EXTRACTED ENTRIES:
--------------------
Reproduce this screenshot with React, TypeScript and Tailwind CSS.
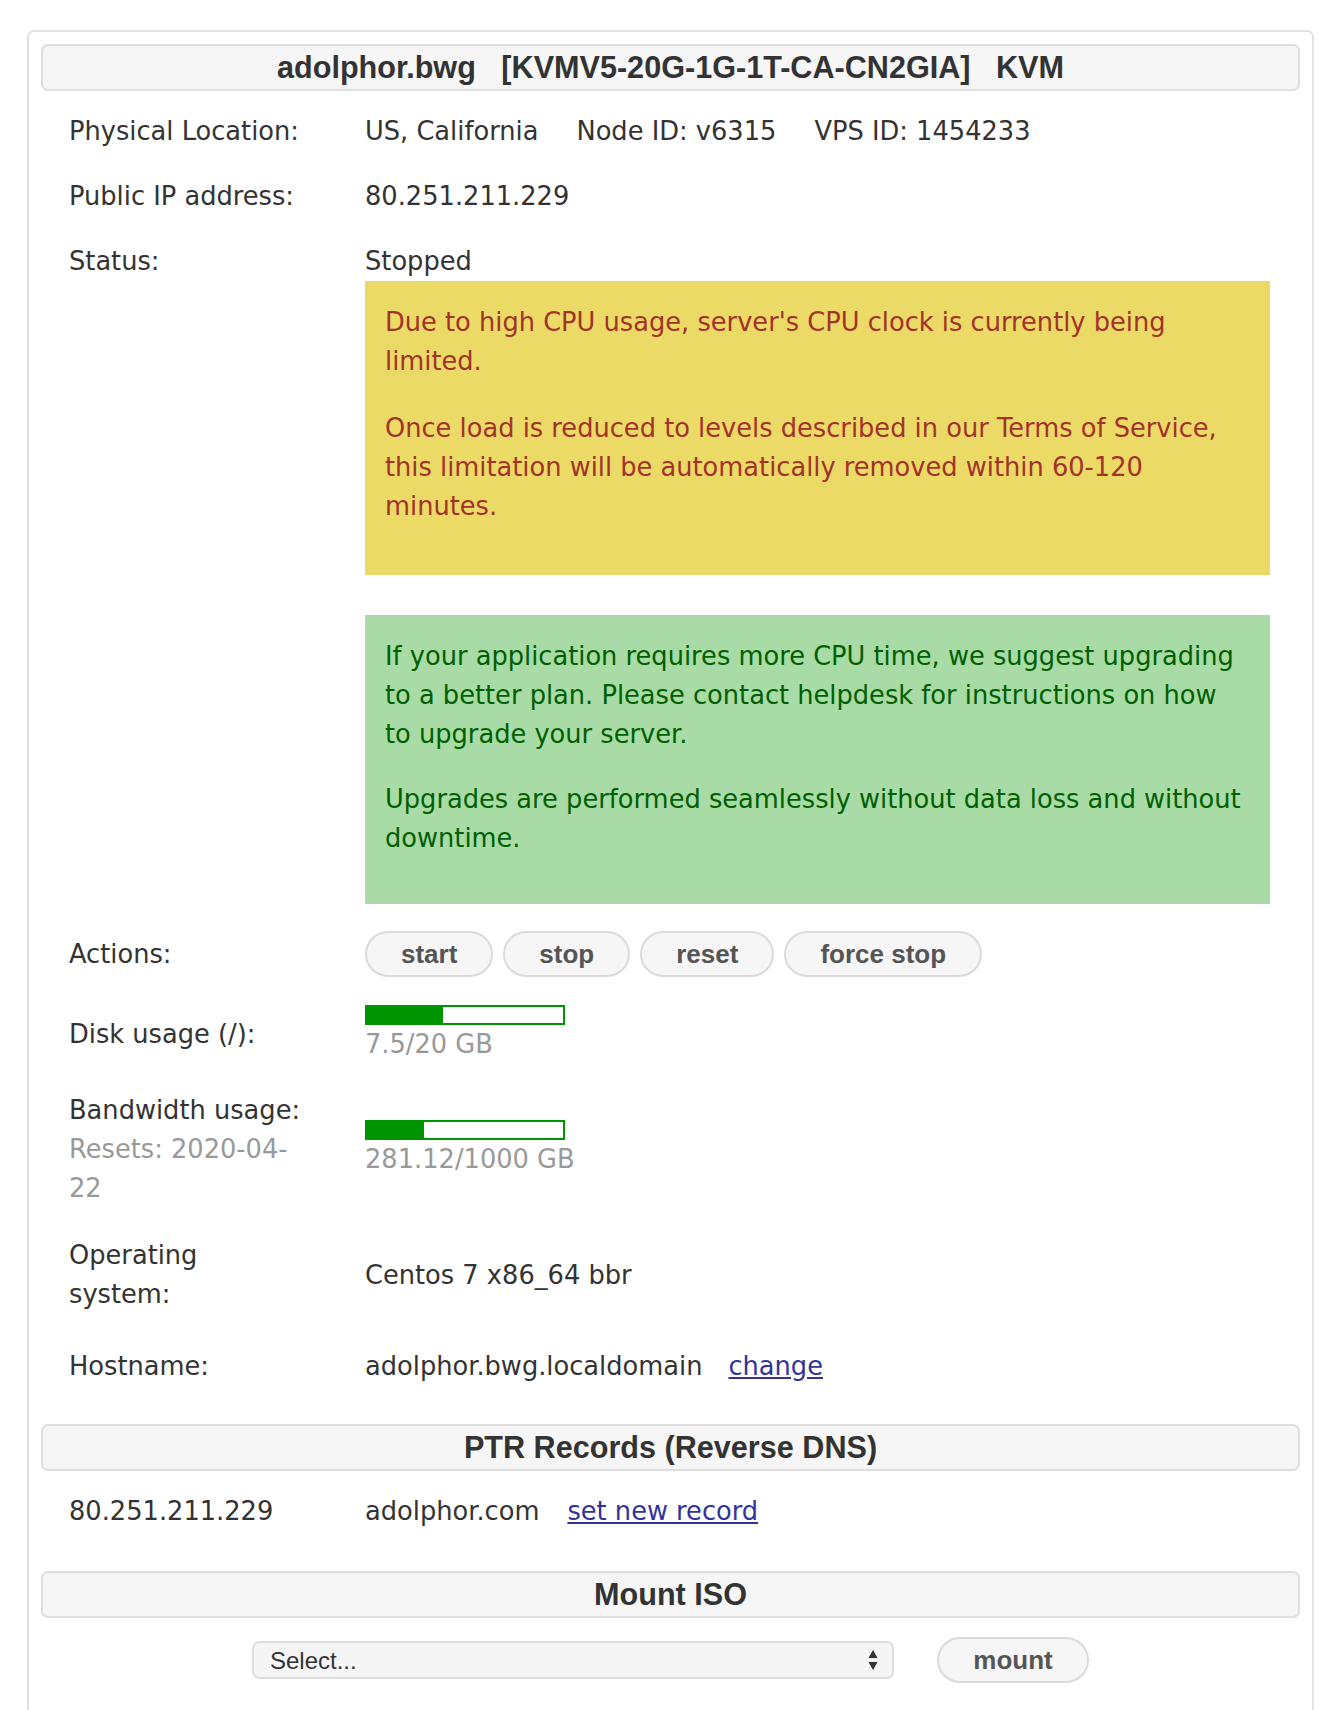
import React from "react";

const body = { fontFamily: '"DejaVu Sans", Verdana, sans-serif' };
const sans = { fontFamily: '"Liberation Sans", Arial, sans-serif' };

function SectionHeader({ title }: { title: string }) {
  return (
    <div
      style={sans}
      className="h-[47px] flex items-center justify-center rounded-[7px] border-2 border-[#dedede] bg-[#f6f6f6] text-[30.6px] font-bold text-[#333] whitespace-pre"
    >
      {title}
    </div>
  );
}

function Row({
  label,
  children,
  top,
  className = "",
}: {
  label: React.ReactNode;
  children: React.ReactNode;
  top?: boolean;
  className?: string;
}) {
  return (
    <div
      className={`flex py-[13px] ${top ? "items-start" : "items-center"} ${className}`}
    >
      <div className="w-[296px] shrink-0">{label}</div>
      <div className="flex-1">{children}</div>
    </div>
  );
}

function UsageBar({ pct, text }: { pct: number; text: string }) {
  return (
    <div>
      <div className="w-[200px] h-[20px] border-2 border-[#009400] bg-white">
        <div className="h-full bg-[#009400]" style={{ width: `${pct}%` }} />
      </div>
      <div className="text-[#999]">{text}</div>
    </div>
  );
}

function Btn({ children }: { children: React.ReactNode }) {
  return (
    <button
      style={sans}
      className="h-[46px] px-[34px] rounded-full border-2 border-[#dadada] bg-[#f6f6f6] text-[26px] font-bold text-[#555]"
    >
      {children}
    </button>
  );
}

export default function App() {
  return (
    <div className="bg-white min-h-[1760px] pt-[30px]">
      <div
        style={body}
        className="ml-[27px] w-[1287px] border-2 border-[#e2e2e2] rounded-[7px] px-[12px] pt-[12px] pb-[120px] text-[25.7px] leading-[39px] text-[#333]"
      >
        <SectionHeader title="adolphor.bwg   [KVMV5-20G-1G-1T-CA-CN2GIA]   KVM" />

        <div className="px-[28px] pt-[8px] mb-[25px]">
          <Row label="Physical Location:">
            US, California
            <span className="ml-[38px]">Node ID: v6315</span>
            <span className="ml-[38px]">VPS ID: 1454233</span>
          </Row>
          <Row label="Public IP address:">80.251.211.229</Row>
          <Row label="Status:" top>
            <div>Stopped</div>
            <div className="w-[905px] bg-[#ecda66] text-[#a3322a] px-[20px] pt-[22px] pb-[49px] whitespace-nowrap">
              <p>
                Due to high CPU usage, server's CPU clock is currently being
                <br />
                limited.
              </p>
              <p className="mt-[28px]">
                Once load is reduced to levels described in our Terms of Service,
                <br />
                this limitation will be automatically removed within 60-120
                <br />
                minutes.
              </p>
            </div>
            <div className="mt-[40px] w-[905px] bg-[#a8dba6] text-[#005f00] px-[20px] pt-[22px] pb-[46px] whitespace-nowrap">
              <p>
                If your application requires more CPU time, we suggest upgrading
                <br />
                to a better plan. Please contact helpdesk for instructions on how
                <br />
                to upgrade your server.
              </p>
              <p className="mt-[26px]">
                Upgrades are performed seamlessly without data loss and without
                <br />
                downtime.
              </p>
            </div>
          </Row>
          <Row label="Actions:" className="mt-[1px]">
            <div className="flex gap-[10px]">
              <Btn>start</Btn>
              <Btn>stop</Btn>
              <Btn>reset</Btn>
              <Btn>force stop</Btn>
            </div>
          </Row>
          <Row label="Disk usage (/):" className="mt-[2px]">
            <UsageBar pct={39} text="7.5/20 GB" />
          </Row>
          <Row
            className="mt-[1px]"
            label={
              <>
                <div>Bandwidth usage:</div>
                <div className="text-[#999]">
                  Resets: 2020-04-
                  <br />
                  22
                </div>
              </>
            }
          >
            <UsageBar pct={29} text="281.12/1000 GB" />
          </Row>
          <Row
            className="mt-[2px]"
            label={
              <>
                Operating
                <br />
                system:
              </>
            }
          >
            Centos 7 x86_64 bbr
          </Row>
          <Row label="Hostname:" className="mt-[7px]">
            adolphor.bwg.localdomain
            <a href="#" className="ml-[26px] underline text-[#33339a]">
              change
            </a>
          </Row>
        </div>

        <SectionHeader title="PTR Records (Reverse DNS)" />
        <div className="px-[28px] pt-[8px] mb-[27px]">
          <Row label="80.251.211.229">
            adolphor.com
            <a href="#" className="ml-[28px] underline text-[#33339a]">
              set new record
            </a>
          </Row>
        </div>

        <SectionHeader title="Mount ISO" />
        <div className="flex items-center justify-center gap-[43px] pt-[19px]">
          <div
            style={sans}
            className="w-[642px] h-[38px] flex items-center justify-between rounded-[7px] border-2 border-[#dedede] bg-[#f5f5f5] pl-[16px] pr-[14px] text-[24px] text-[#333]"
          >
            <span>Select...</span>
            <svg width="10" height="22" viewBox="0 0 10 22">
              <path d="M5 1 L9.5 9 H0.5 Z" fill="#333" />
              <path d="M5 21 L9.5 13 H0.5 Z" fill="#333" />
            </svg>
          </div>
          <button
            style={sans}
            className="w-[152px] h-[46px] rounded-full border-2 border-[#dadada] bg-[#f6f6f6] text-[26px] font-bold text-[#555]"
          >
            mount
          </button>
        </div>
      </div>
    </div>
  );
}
--------------------
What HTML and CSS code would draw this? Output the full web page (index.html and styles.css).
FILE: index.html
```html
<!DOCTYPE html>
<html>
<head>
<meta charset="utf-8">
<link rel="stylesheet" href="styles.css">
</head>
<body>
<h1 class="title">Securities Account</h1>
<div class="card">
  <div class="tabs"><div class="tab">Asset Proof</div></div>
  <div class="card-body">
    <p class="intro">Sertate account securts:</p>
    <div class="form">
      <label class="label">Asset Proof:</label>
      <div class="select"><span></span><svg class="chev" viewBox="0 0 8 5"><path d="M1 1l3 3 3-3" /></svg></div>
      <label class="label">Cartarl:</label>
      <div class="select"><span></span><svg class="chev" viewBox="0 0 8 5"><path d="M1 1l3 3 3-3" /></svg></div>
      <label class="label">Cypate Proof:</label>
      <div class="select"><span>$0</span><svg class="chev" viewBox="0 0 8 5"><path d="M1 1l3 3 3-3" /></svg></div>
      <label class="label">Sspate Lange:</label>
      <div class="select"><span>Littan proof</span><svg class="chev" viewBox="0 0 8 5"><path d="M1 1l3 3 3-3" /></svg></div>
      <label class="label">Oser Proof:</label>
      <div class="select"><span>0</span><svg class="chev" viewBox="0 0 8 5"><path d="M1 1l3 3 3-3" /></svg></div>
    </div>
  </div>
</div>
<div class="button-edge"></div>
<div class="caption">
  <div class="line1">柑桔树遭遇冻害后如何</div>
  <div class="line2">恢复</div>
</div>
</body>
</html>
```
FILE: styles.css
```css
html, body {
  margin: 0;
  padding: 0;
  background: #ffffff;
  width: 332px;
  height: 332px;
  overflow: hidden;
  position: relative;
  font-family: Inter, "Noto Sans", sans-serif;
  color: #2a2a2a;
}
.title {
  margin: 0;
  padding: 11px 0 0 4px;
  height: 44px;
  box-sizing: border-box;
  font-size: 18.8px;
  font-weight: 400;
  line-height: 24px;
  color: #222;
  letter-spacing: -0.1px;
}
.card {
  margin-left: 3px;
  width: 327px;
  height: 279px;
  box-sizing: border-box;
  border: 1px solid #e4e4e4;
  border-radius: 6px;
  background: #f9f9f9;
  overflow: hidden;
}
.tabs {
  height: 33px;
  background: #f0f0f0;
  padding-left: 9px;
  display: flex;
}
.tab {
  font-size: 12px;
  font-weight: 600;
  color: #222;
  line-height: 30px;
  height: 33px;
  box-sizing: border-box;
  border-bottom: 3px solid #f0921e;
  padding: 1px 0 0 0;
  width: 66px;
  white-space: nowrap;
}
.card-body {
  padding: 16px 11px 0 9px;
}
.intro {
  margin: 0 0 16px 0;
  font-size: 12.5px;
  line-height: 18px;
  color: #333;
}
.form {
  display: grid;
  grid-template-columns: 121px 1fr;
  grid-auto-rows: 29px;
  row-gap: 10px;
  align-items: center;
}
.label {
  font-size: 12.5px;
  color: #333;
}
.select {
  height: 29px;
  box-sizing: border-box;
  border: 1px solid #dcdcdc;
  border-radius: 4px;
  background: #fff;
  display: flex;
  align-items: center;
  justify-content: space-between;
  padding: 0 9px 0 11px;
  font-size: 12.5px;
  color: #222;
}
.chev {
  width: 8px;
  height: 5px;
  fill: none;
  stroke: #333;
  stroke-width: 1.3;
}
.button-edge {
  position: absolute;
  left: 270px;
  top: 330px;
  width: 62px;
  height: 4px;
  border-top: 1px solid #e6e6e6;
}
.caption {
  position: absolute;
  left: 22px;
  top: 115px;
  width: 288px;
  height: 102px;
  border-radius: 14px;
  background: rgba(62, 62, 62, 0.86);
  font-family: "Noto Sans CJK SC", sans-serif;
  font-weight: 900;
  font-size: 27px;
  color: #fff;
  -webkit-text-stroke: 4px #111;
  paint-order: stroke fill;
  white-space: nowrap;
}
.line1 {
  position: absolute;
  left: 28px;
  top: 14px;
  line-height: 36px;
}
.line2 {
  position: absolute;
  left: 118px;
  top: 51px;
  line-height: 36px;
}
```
--------------------
SHORT PROBLEM: Your answer should be a single number: the count of lines in these records that hold the string "styles".

FINAL RESULT: 3